Sembra evidente che il Presidente della Repubblica preferisca portare la legislatura al suo termine naturale. Mattarella incrocia le dita ogni giorno esercitando nel suo modo felpato la moral suasion nei tre palazzi della politica: palazzo Chigi, Montecitorio e palazzo Madama. Sta a lui sciogliere le Camere e lo farà solo se non avrà alternative. Ma affinché Gentiloni riesca a traghettare il gabinetto fino alla prossima primavera, deve mettere in cantiere alcune scelte politiche non facili.

Gli appuntamenti decisivi riguardano l’economia. La manovra per recuperare i 3,4 miliardi di euro richiesti da Bruxelles può diventare un’occasione per prendere di petto il debito pubblico anziché limitarsi a mettere insieme tagli, ritagli e frattaglie? Non si può fare molto, la crescita è debole e incerta (meno di un punto percentuale), eppure è possibile dare il segno di un cambiamento attraverso serie misure di riduzione della spesa e una strategia di privatizzazioni che non si riduca a collocare sul mercato qualche piccolo pacchetto azionario, ma affronti l’annoso bubbone delle municipalizzate e chiarisca a tutti, a cominciare naturalmente dagli italiani, quale sarà il futuro delle aziende a partecipazione statale e della Cassa depositi e prestiti diventata, bon gré mal gré, una sorta di nave ospedale.

Altro passaggio chiave riguarda le banche. Il governo Renzi qui ha commesso uno degli errori più gravi, prima sottovalutando la crisi, poi dimostrando di non avere idea su come affrontarla. Il salvataggio del Monte dei Paschi di Siena è tutt’altro che concluso e non si capisce come verrà affrontato l’intervento sulla Popolare di Vicenza. I 20 miliardi messi a disposizione dal Tesoro rischiano di essere assorbiti da una catena di difficoltà senza fine. L’incertezza sui propri risparmi continua a determinare le aspettative degli italiani. Per questo occorre una svolta, anche qui con realismo e prudenza, ma indicando una netta direzione di marcia.

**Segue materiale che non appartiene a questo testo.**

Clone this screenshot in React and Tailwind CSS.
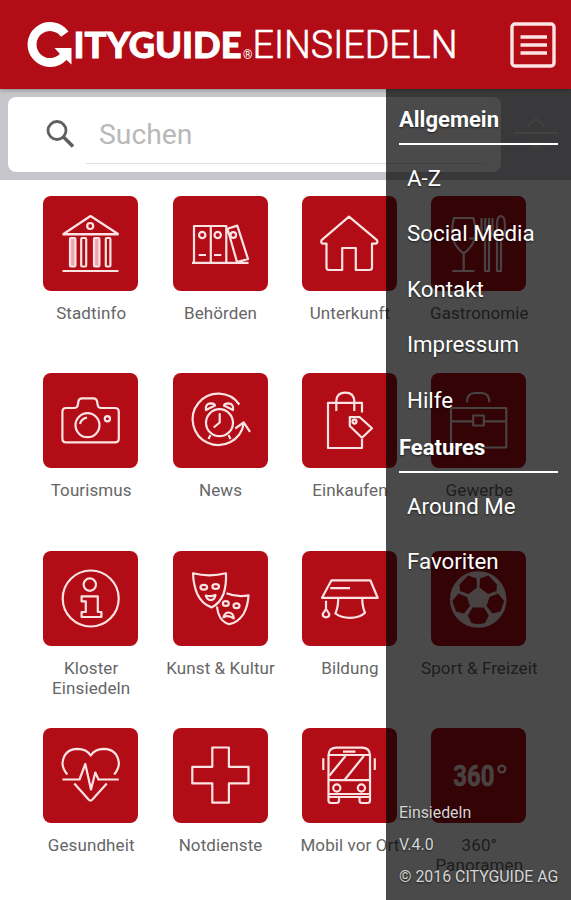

Ci sono poi le riforme non finite, quelle rimaste incompiute, ma anche quelle da aggiustare, rivedere, cambiare: il mercato del lavoro, realizzando tutto ciò che serve affinché il Jobs Act sia efficace; le pensioni, sistemando tutto quel che ancora resta irrisolto dalla legge Fornero; la Pubblica amministrazione, evitando i passi indietro rispetto alla pur timida riforma Madia; la giustizia (non solo quella civile, perché è chiaro che occorre spezzare il circolo mediatico-giudiziario che rende l’amministrazione della legge uno strumento di lotta politica) e, ultima ma certo non per importanza, la governance politica.

S’è diffusa la convinzione che, una volta bocciata la riforma della Costituzione tutto possa continuare come prima, con un processo decisionale contraddittorio soffocato in una ragnatela di veti e ostacoli che impediscono di realizzare ciò che è stato faticosamente deciso. Com’era immaginabile, tutti quelli che dicevano di bocciare quella riforma sbagliata per farne una migliore, si sono rimangiati promesse che erano solo vuota propaganda. Invece, è proprio questo il momento di riaprire il dossier. È ovvio che toccherà alla prossima legislatura scegliere, ma qualsiasi forza politica responsabile candidata al governo del Paese deve già dare indicazioni sul da farsi.

C’è qualcuno che ci sta pensando? Che si sappia no, a conferma che la lotta politica italiana s’è ridotta a un regolamento di conti poco più che personale.